Intervista a Giorgio Vittadini anche su Il Riformista del 20 febbraio, a cura di Mario Alberto Marchi. Titolo: “Un sistema di protezione sociale solido garantisce anche la tenuta democratica”.
“Si è diffusa l’idea che il welfare sia un peso economico insostenibile, ma la vera questione è un’altra” dice il Presidente della Fondazione per la Sussidiarietà “vogliamo una società che garantisca diritti sociali o preferiamo modelli, come quello americano, dove i servizi essenziali dipendono dal reddito? Il tema non è spendere di meno, ma spendere meglio”. Non è solo una questione economica, dice ancora Vittadini, ma culturale: “L’Italia ha costruito il welfare in modo frammentato, senza una visione strategica. I tagli alla spesa non sono la causa della crisi, ma la conseguenza di una trasformazione più profonda: è venuta meno l’idea che è necessario rinnovare continuamente il patto sociale cioè l’equilibrio tra merito e bisogno deve essere continuamente ricercato”.

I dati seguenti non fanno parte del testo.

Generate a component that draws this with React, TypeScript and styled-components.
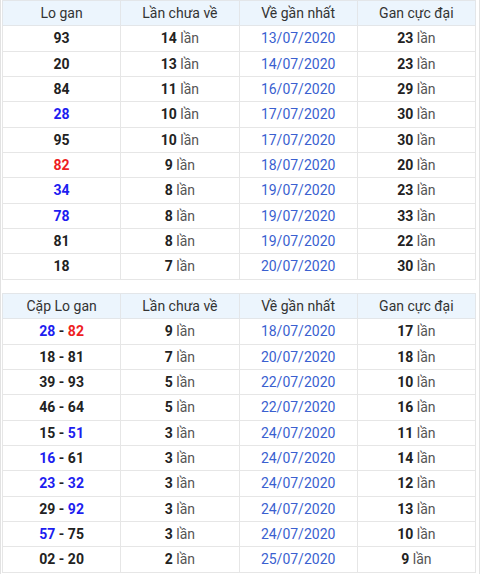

C’è comunque un problema di risorse: “Il problema è che si è cercato di contenere la spesa tramite tagli orizzontali, e non tramite il suo efficientamento in vista della tenuta e/o ampliamento dell’offerta dei servizi e un miglioramento della loro qualità, soprattutto in considerazione dell’emergere di nuovi bisogni. Questa prassi da una parte ha perpetrato le disuguaglianze esistenti, e dall’altra ha anche impedito ai soggetti decisori di entrare nel merito della spesa verificandone la reale efficacia”. In conclusione, dice Vittadini: il Rapporto “propone una riforma su diversi livelli: la presa in carico della persona, che vada oltre la gestione parcellizzata dei singoli bisogni; un aumento degli investimenti in capitale umano, con più risorse per istruzione e formazione; una collaborazione più efficace tra pubblico e privato sociale, fuori dalle logiche di mercato; un utilizzo più razionale delle risorse, superando il criterio della spesa storica”.